Proshadhopavasa means taking a vow to
fast on four days of the month, namely, the two 8th and the two 14th days
of the lunar fortnight. Such regular fasting helps the practice of
Samayika, i.e., equanimity, Dhyana, i.e., spiritual meditation, and
Svadhaya, i.e., self-study. Obviously, such observance of fasting secures
the merit of Ahimsa in completeness for that period.

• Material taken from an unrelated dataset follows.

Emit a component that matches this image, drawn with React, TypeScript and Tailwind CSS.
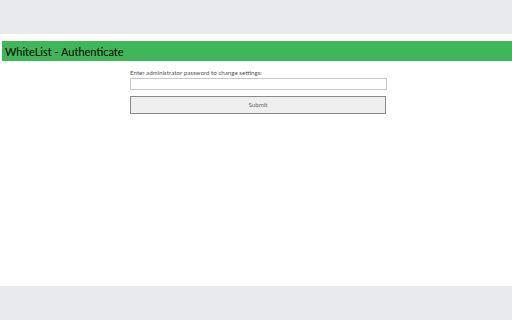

Upabhoga-paribhoga-parimana means taking
a vow to limit one's enjoyment of consumable and non-consumable things. It
involves putting restrictions on or giving up the use of vegetables,
fruits, food etc., containing infinite number of lives and limiting use of
things like clothes, furniture, etc. It also entails giving up the sins of
falsehood, sexual impurity, etc. It is also laid down that the enjoyment
of things should be limited to fixed days and nights, and within these
limits further limits of enjoyment for fixed hours should be made. In this
way a graduated course of renunciation, progressing with rising capacity
and clearer knowledge is prescribed. Hence it is specifically stated in 'Purusharthasiddhi-upaya'
that is, "he who being thus contented
with a few limited enjoyments, renounces the vast majority of them,
observes Ahimsa par-excellence because of abstention from considerable
Himsa". Thus, by the practice of this Siksha-vrata, the observance of
Ahimsa becomes more and more extensive.
Atithi-samvibhaga means taking a vow to
take one's food only after feeding proper persons like ascetics, pious
householders, etc., The food offered should be such as is helpful to
studies and to the due observance of austerities. Again, food is to be
offered to the true believers and that too without any expectation of
worldly benefits. Such a gift of food is, in fact, an act of Ahimsa, as it
is an antithesis of greed which is Himsa Thus, giving a gift amounts to
Ahimsa because it is a concomitant of self-purification of the giver and
helps in the spiritual advancement of the donee.